The frame of the question is striking: “Erosion of cities or attrition of automobiles?” Both key terms, erosion and attrition, warn us of a gradual process, a process we might not notice as we focus on the shiny revolution of the moment. They warn us too, that the causes will be multiple and probably untraceable. Jacobs is adamant that the automobile itself didn’t cause sprawl, just as it didn’t cause traffic congestion; the horse-and-buggy era already offered the possibility of both. So, the attrition of automobiles, as it’s achieved, will have many causes and effects. Each needed but compromised revolution – market-based parking, congestion pricing, major transit, complete streets, road diets – will take due credit for this attrition, but it will really happen through individual choices, and of course the liberation from habit that comes only from the turning of generations.
Early on Jacobs attacks Corbusier for failing to run the numbers on the freeways that were supposed to serve the massed apartment towers of his Radiant City.
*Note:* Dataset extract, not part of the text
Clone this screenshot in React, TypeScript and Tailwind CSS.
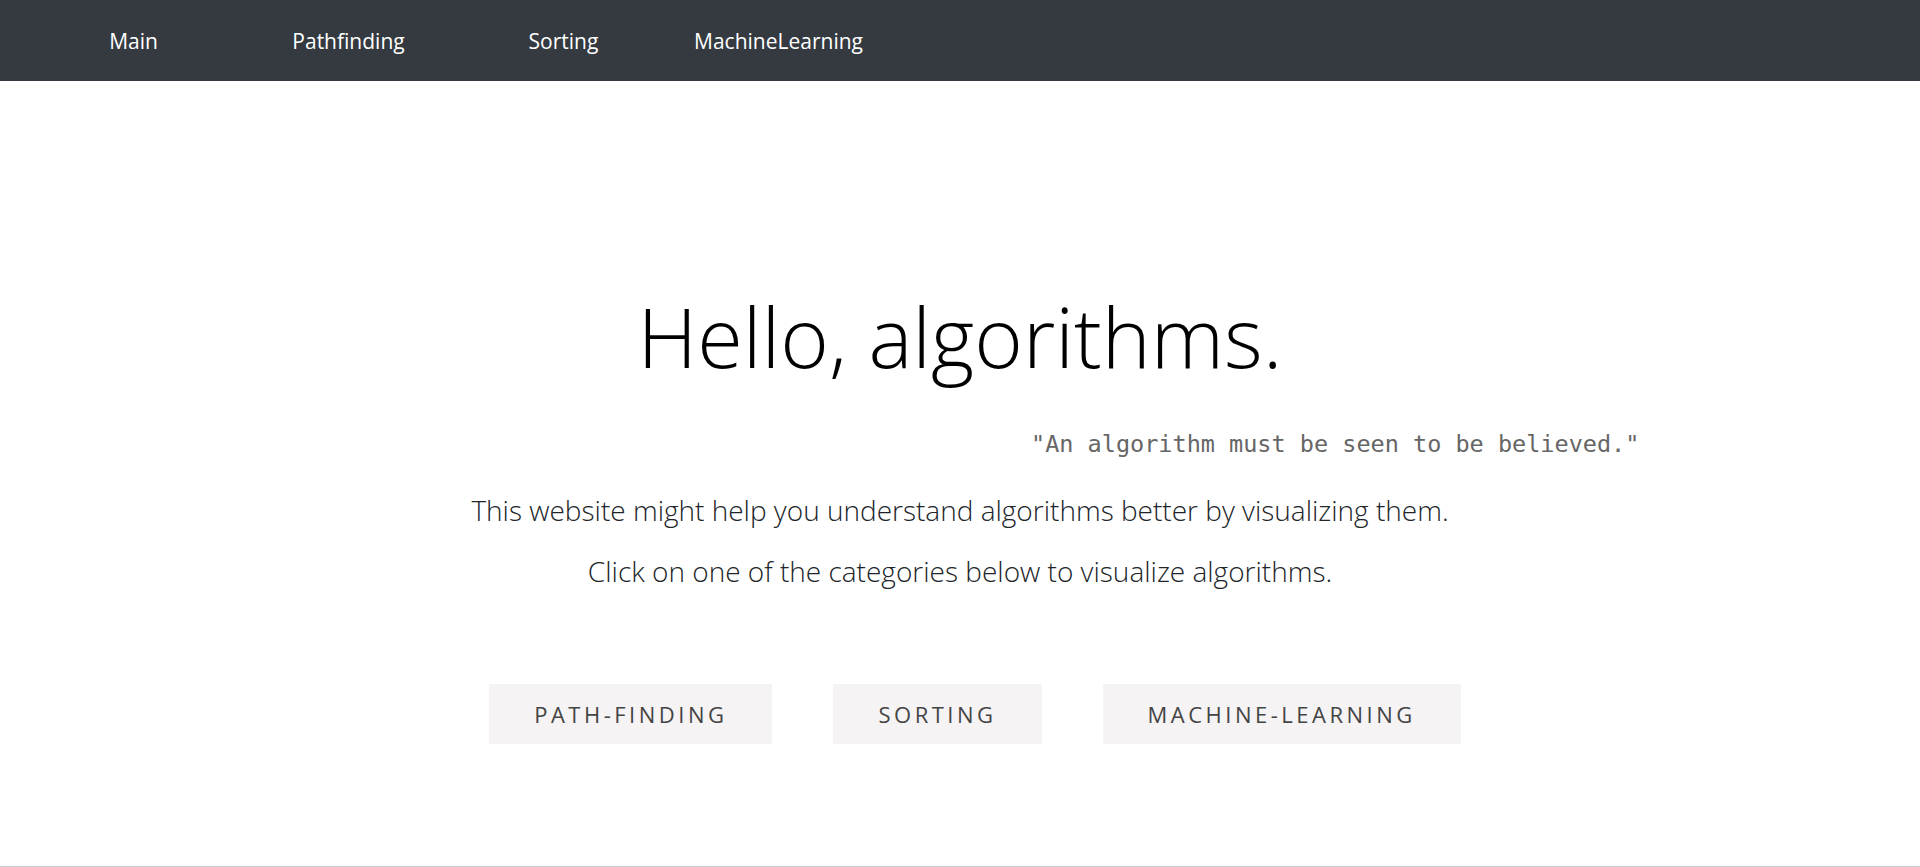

The free flowing traffic in his drawings would have been gridlock, and “his vision of skyscrapers in the park degenerates … into skyscrapers in parking lots.” Corbusier’s freeways are “embroidery,” – surely an insult to that delicate craft – adding a mood or symbol of transportation rather than providing actual mobility. Many urban “visionaries” still do that, of course, implying that a new transportation tool will be so cool to ride or drive that nobody will care if it provides the volume and efficiency required, or fits into a network that will get everyone where they need to go.
Like many urbanists, Jacobs is not very interested in how public transit works, even though it is clearly the mode that must grow as the role of cars gradually shrinks. To anyone who values pedestrians, the mode that delivers as pedestrians beyond their walking range surely deserves more thought. But what she does observe is astute.
For example, she notes that forcing surface transit to use one-way couplets is a way of sacrificing transit’s needs to those of cars, and causes a gradual loss in transit’s effectiveness. (You need transit in both directions for it to be useful in either, and moving the two directions of service apart reduces the area that can walk easily to both of them.) One way couplets aren’t universally evil. They are an essential feature of downtown Portland, for example, and work well with its 200 ft blocks. But one-way couplets that are further apart are another story, sometimes serving completely different neighborhoods with their two directions.
Still, Jacobs knew, from watching New York streets, something that transportation planners needed several more decades to establish: in a dense and active city that is rich with mobility options, there will be as much car traffic as the city chooses to make room for. Her story about the closure of the roadway through Washington Square Park – which resulted in traffic simply disappearing – is the story of San Francisco’s Embarcadero Freeway 30 years later, and of other road capacity removals from the expressways of Seoul to the boulevards of Paris. The traffic that used the formerly busy road disappears, through countless private readjustments, so long as there is an abundant grid of alternate paths into which traffic can disperse, and other modes, such as public transit, to which it can convert, and other times of day to which it can shift its travel. (Anthony Downs later coined the term “triple divergence” to describe these three universally available paths of dissipation.)
This is how attrition of automobiles works. And apart from grand gestures like a freeway removal, it is mostly the work of small, steady work: little increases in friction to cars that subtly shift a balance. Jacobs coins the beautiful term attrition tactician – which conjures balding men in dark rooms under bright lamps, engineering the moving of curbs by a few inches each year. Only today are we seeing the emergence of the attrition strategist or even attrition visionary – charismatic figures like New York’s Jeanette Sadik-Khan or Sydney’s Mayor Clover Moore who wage the battle on some scale and do not apologize for their feared traffic impacts, nor the imagined devastation to businesses that will result if some people shift to public transit or bicycles.
The charismatic figures have their place, but most achievement is gradual. The doctrine of gradualness that pervades this chapter – and indeed all of Death and Life — is a splendid antidote to all silver-bullet theories of urban transformation, from streetcars to convention centers. Real transformation happens in people’s choices, behaviors and habits. It happens at its own unpredictable pace. We will see it only in silhouette – murky and confused – by looking at transport outcomes, but we will see it directly in the life of the city.